On the opposite end of the spectrum, there are the “hoarders”, pathologically collecting cast-offs and ending up crushed dead under 140 tons of newspapers in a booby-trapped NYC brownstone, like eccentric brothers Homer and Langley Collyer did in 1938. Hoarding has become a hot topic of late, with reality shows devoted to the habit and attempts made to break it.
Me, I fall somewhere in between the state of blissful breeziness and minor league hoarding. There are no empty shelves at our house. We're a museum of kitsch. My Scorpio rising sign causes sentimentality. I’ve been this way since childhood, imbuing cheap little trinkets with magic.
Having been born on “The Day of the Observer” also makes me prone to documentation, archiving pieces of my time on earth. In my file cabinet I still keep the first love note my husband ever wrote me, though he did not write it. He enlisted his English major buddy to “put to words” his feelings after a brief hallway conversation with me in the college boarding house we shared.
I carry home found items, broken toys, ancient Shasta pop cans unearthed by rain, oddly shaped sticks. But there’s no need to call the TV crews or send in hoarder-rehab. The collection is culled now and again. Though the more years I live, the more photo albums, vintage cameras, iron-on patches, the more stones and sea shells.
Andy Warhol was a famous documentarian, keeping extensive diaries, and archives of cards, sketches and letters; filming, recording and photographing everyone around him all the time. Frequently his observations became famous art. The Andy Warhol Museum in Pittsburgh celebrates his habit for documentation, inspiring me to step up my archives and observation-making. It may provide useful information to someone someday.
It’s a good thing we didn't have Facebook when I was a 20th century teen.
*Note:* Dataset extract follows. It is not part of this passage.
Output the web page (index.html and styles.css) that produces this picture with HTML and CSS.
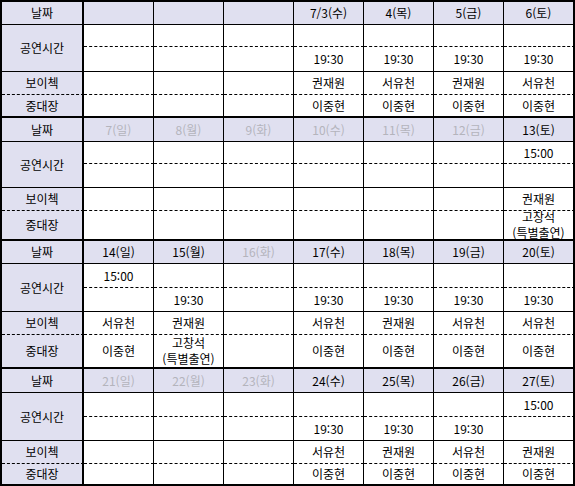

All of my embarrassing youthful angst is hidden in a box of hand-written journals under the bed. Eccentric folkie Daniel Johnston tape recorded every day conversations, created Super-8 movies, and flimsy paper drawings. If he had not, the fascinating documentary, “The Devil and Daniel Johnston” could never have existed. There is something precious in the fleeting nature of ephemera. Most of what we consider art is made of materials requiring special preservation. Chicago outsider artist Henry Darger created an epic 15,000 page tome called, “The Story of the Vivian Girls, in What is known as the Realms of the Unreal, of the Glandeco-Angelinian War Storm, Caused by the Child Slave Rebellion”, on paper, newsprint, tracings, copies and collages and undiscovered until after his 1973 death.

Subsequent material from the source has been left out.